Camille A. Brown & Dancers in “I AM” at Jacob’s Pillow. Photo by Becca Marcela Oviatt.

Because the Pillow Labs are not focused on outcome, there are no formal performances at the end of each residency. Rather, most of the artists who are developing performance work choose to have an informal, invited work-in-progress showing. This allows the artists to get outside reactions and feedback, always helpful to the creative process. And although the success of the Pillow Labs is not measured by public approval, it is of course always encouraging when the fruits of a residency result in a piece which enriches our culture and expands our minds, as in, for example, the Camille A. Brown & Dancers piece “I AM.” That piece, which began in a Pillow Lab residency, was performed this summer at the Ted Shawn Theatre at the Pillow and has received wide and very deserving public acclaim. Brown’s piece is not the first work to come out of a Pillow Lab residency and garner acclaim; nor will it be the last.
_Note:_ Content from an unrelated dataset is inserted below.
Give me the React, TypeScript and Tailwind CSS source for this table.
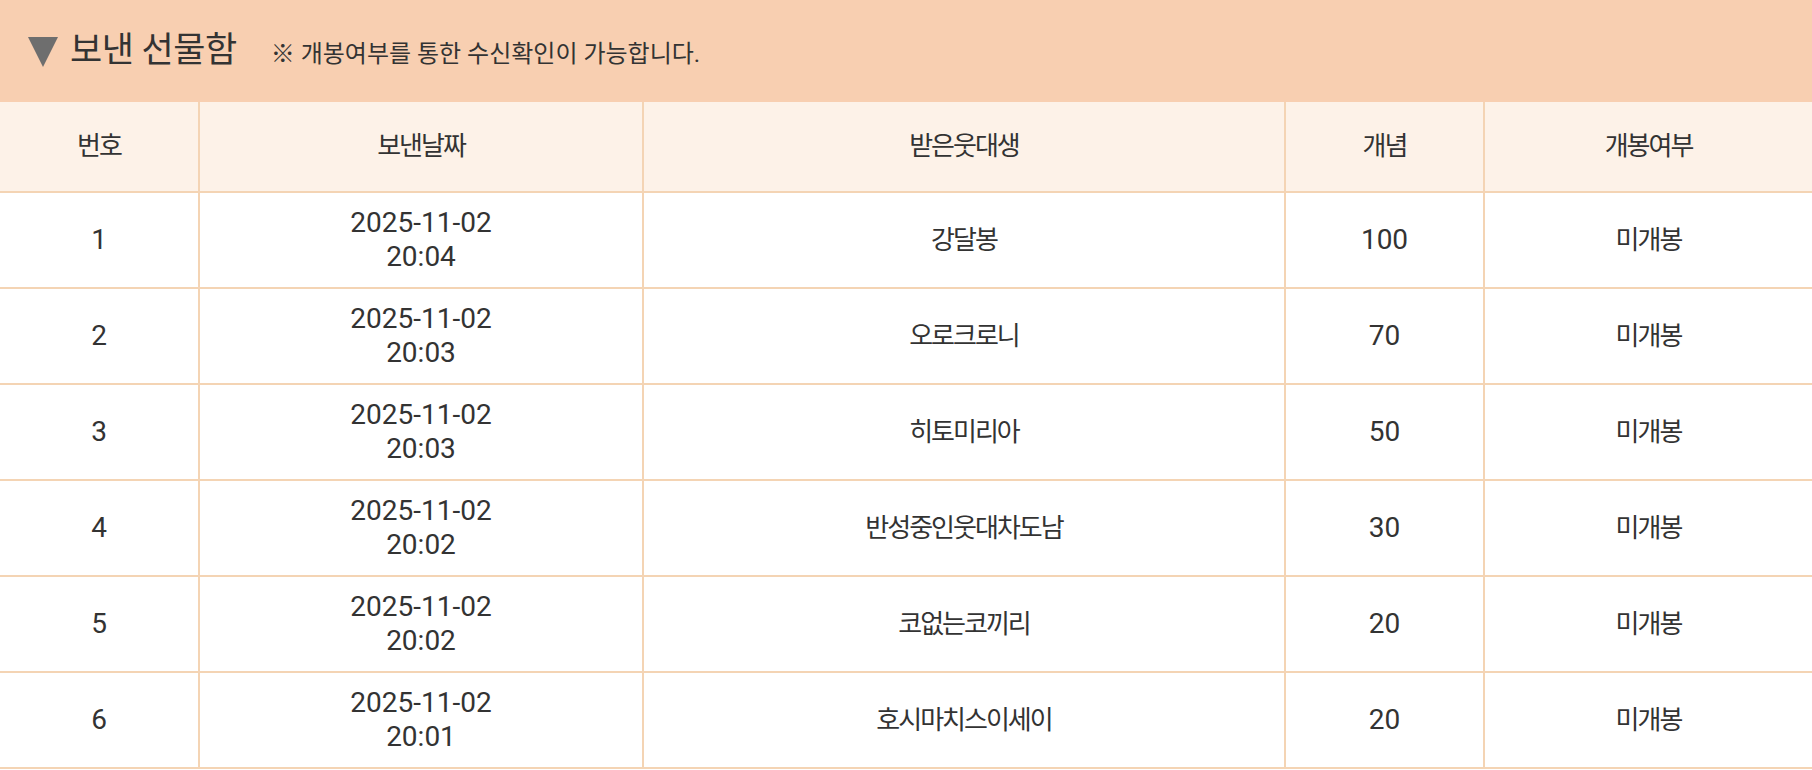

The Berkshires is known worldwide as a performance-arts and cultural hub in the summer, with the Jacob’s Pillow Dance Festival being an integral part. The Pillow is somewhat less well known as a dance educator working with public schools during the year, and perhaps even less well known as a year-round incubator of creative artists, dance, and performance. However, the Pillow is in fact a vital part of the cultural fabric of the Berkshire community all year round, and, happily, the ongoing mission of the Pillow is to have that year-round community impact and involvement continue to grow.